Gordon Leslie Verran was born in Luton in March 1924 and entered the Royal Air Force in March 1943. Assessed for pilot training at Perth, Scotland, he was duly embarked for Canada in R.M.S. Queen Mary and returned to the U.K. in June 1944, after attending Flying Training Schools at Monckton, and Terrell, Texas. He was posted to No. 567 (A.A.C.) Squadron at Hornchurch in December 1944, he remained similarly employed until the War’s end. He was awarded the Defence & War Medals.

Having then served at A.H.Q. in Italy, he held a number of appointments in Austria, including time in No. 87 Squadron, this the period of the Berlin Airlift, in which his flying log book records the rescue of a child and several flights conveying senior officers and diplomats.

In the early-to-mid 1950s he served as an instructor to the University of London Air Squadron, although he entered the jet age in Meteors on being detached to No. 209 A.F.S. at Weston Zoyland in the same period.

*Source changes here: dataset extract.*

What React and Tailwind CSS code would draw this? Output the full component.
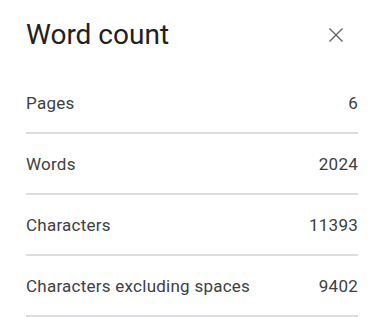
const stats = [
  { label: 'Pages', value: '6' },
  { label: 'Words', value: '2024' },
  { label: 'Characters', value: '11393' },
  { label: 'Characters excluding spaces', value: '9402' },
];

export default function App() {
  return (
    <div
      className="w-[386px] h-[317px] bg-white pl-[26px] pr-[28px] overflow-hidden"
      style={{ fontFamily: 'Roboto, "Liberation Sans", sans-serif' }}
    >
      <div className="flex items-center justify-between pt-[17px] pb-[20px]">
        <h1 className="text-[28px] leading-[36px] text-[#202124]">Word count</h1>
        <button className="w-6 h-6 mr-[10px] flex items-center justify-center text-[#5f6368]">
          <svg width="24" height="24" viewBox="0 0 24 24" fill="none" stroke="currentColor" strokeWidth="1.4">
            <path d="M5.5 5.5 18.5 18.5M18.5 5.5 5.5 18.5" />
          </svg>
        </button>
      </div>
      {stats.map((s) => (
        <div
          key={s.label}
          className="flex justify-between pt-[18px] pb-[17px] border-b-2 border-[#dadce0] text-[17px] leading-6 tracking-[0.25px] text-[#3c4043]"
        >
          <span>{s.label}</span>
          <span>{s.value}</span>
        </div>
      ))}
    </div>
  );
}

Attached to the Ceylon Air Force in 1955-57, he returned to the U.K. to take up an appointment in Transport Command, followed by attendance of helicopter course at the Central Flying School in 1960.

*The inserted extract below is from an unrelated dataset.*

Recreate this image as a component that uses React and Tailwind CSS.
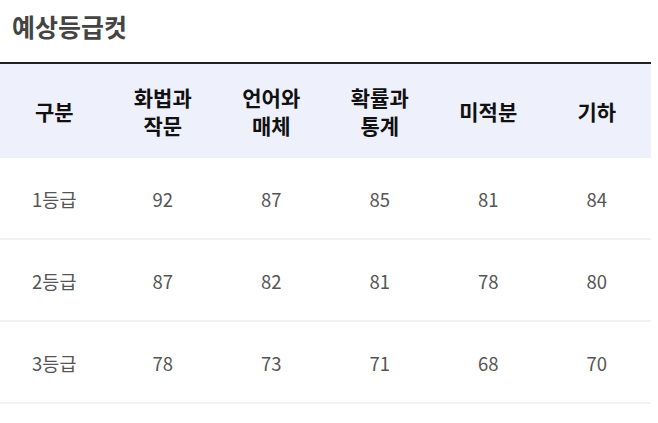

He was next appointed to the command of No. 22 Squadron at St. Mawgan, flying Whirlwind helicopters on air-sea rescue operations, a period in which the squadron - operating alongside its counterpart No. 228 - was called out on an almost daily basis. As reported in
Flight in December 1961, ‘Between 1 September 1960 and 30 September this year the Whirlwinds were called out 213 times - including 40 false alarms - and rescued 74 persons, of whom 60 were civilians. The Whirlwinds also carried out 62 casualty evacuations.’

Verran appears to have been ‘grounded’ in the summer of 1962, when he attended the College of Air Warfare at Manby, prior to taking up an appointment at the Air Ministry. He was placed on the Retired List as a Wing Commander in May 1978 and died in Abingdon, Oxfordshire in 1979.